Auditoria técnica feita pela Controladoria-Geral da União (CGU) já havia apontado provas do ajuste entre as empresas participantes do certame para beneficiar a Construtora Terranorte, uma delas o fato de que as propostas apresentadas possuíam o mesmo layout e idêntico teor textual, o que, segundo o recurso, indicaria a “elaboração conjunta das propostas”.

Na sentença, o magistrado afirmou que a identidade de layout teria decorrido do fato de as empresas terem recebido um formulário padrão da prefeitura para mero preenchimento.

No entanto, durante o interrogatório judicial, uma das acusadas afirmou expressamente que “os editais e as planilhas de preços eram entregues às empresas em meio físico, não havendo, à época, formulário eletrônico padronizado a ser preenchido pelas concorrentes quando do envio das propostas à CPL”. Outro acusado, proprietário de uma das empresas que participou da licitação, também afirmou “que retirara os editais e as planilhas na Prefeitura de Januária/MG em material impresso, pelo ‘modo antigo’ – em que as empresas não se valiam de modelos eletrônicos para o envio das propostas”.

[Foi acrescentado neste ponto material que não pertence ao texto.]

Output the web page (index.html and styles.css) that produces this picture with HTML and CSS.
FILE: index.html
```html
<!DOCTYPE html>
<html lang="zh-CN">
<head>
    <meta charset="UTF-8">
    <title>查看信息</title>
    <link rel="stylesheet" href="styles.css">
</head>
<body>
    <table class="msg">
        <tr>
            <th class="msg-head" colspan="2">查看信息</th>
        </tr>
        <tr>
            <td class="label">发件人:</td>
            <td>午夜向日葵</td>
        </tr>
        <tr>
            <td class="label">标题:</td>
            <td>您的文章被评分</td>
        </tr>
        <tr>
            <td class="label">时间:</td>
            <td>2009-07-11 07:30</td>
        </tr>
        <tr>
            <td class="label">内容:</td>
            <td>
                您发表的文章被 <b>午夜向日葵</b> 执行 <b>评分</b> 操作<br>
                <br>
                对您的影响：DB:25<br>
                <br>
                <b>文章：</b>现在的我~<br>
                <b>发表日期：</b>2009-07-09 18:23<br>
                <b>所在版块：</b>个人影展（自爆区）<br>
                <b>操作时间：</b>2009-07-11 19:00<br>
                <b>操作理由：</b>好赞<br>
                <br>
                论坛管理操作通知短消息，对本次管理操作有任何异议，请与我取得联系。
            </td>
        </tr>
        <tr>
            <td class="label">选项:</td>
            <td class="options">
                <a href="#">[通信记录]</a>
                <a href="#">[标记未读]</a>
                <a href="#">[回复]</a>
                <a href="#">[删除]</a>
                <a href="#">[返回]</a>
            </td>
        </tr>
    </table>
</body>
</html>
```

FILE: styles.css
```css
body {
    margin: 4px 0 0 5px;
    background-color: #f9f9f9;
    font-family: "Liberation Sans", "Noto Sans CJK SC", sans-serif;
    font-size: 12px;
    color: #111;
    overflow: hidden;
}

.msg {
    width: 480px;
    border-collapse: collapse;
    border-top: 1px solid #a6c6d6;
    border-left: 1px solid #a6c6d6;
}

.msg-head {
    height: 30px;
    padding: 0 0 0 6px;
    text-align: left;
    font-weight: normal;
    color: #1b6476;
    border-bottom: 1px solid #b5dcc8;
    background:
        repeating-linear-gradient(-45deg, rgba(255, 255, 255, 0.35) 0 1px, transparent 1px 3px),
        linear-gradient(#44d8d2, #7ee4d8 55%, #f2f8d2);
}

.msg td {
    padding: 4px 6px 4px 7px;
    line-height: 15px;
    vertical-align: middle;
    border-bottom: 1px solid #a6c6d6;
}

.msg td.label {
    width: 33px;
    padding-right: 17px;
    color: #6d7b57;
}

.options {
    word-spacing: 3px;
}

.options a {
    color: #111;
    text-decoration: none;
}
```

Além disso, foi detectado que os preços de cada subitem das propostas continham valores com variações percentuais absolutamente idênticos, com convergência até nos centavos. E o mais interessante é que as licitações não representaram qualquer economia de recursos públicos como normalmente acontece numa real disputa, pois as empresas tendem a baixar os preços para conseguir o contrato: as propostas vencedoras, todas da Terranorte, eram absolutamente idênticas ao valor de cada convênio.

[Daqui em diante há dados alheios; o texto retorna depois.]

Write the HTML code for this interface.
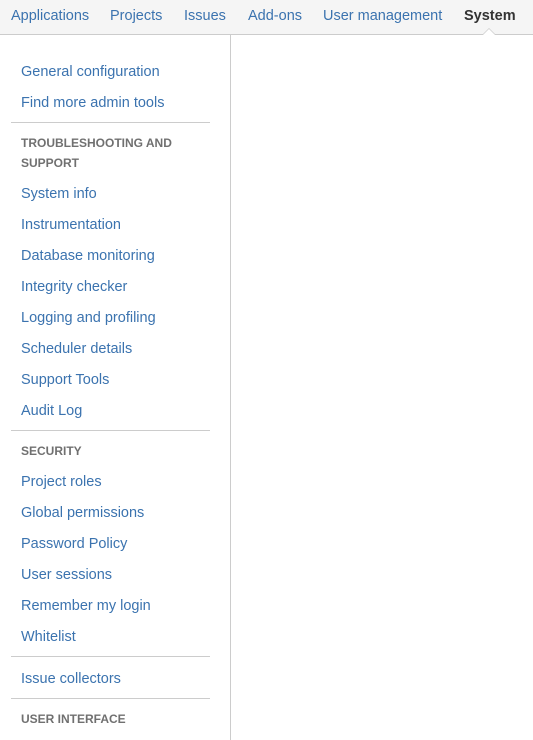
<!DOCTYPE html>
<html><head><style>
body{margin:0;width:533px;height:740px;overflow:hidden;background:#fff;font-family:"Liberation Sans",Arial,sans-serif;position:relative}
.nav{position:absolute;left:0;top:0;width:533px;height:34px;background:#f5f5f5;border-bottom:1px solid #ccc}
.nav span{position:absolute;top:8px;font-size:14.5px;color:#3b73af}
.nav b{position:absolute;top:8px;font-size:14.5px;color:#333}
.caret{position:absolute;left:482px;top:28px;width:0;height:0;border-left:7px solid transparent;border-right:7px solid transparent;border-bottom:7px solid #ccc}
.caret2{position:absolute;left:483px;top:29px;width:0;height:0;border-left:6px solid transparent;border-right:6px solid transparent;border-bottom:6px solid #fff}
.vl{position:absolute;left:230px;top:35px;width:1px;height:705px;background:#ccc}
.a{position:absolute;left:21px;font-size:14.5px;color:#3b73af;line-height:16px}
.h{position:absolute;left:21px;font-size:12px;font-weight:bold;color:#707070;line-height:20px}
.hr{position:absolute;left:11px;width:199px;height:1px;background:#ccc}
</style></head><body>
<div class="nav">
<span style="left:11px">Applications</span>
<span style="left:110px">Projects</span>
<span style="left:184px">Issues</span>
<span style="left:248px">Add-ons</span>
<span style="left:323px">User management</span>
<b style="left:464px">System</b>
</div>
<div class="caret"></div><div class="caret2"></div>
<div class="vl"></div>
<div class="a" style="top:64px">General configuration</div>
<div class="a" style="top:95px">Find more admin tools</div>
<div class="hr" style="top:122px"></div>
<div class="h" style="top:133px">TROUBLESHOOTING AND<br>SUPPORT</div>
<div class="a" style="top:186px">System info</div>
<div class="a" style="top:217px">Instrumentation</div>
<div class="a" style="top:248px">Database monitoring</div>
<div class="a" style="top:279px">Integrity checker</div>
<div class="a" style="top:310px">Logging and profiling</div>
<div class="a" style="top:341px">Scheduler details</div>
<div class="a" style="top:372px">Support Tools</div>
<div class="a" style="top:403px">Audit Log</div>
<div class="hr" style="top:430px"></div>
<div class="h" style="top:441px">SECURITY</div>
<div class="a" style="top:474px">Project roles</div>
<div class="a" style="top:505px">Global permissions</div>
<div class="a" style="top:536px">Password Policy</div>
<div class="a" style="top:567px">User sessions</div>
<div class="a" style="top:598px">Remember my login</div>
<div class="a" style="top:629px">Whitelist</div>
<div class="hr" style="top:656px"></div>
<div class="a" style="top:671px">Issue collectors</div>
<div class="hr" style="top:698px"></div>
<div class="h" style="top:709px">USER INTERFACE</div>
</body></html>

O recurso pede a reforma da sentença para condenar, pelo crime de fraude à licitação, os empresários Luciano André Magalhães, Luiz Eduardo Fonseca Mota e Simão Geraldo Campos e os então servidores municipais Ricardo Teixeira de Almeida e Nair Guedes Carvalho (que integravam a Comissão de Licitação à época dos fatos) e Willer Santos Ferreira (advogado da prefeitura que deu os pareceres jurídicos aprovando as licitações).

O ex-prefeito Josefino Lopes Viana, em cujo mandato foram assinados os convênios e realizadas as licitações, teve a punibilidade extinta por ocorrência de prescrição.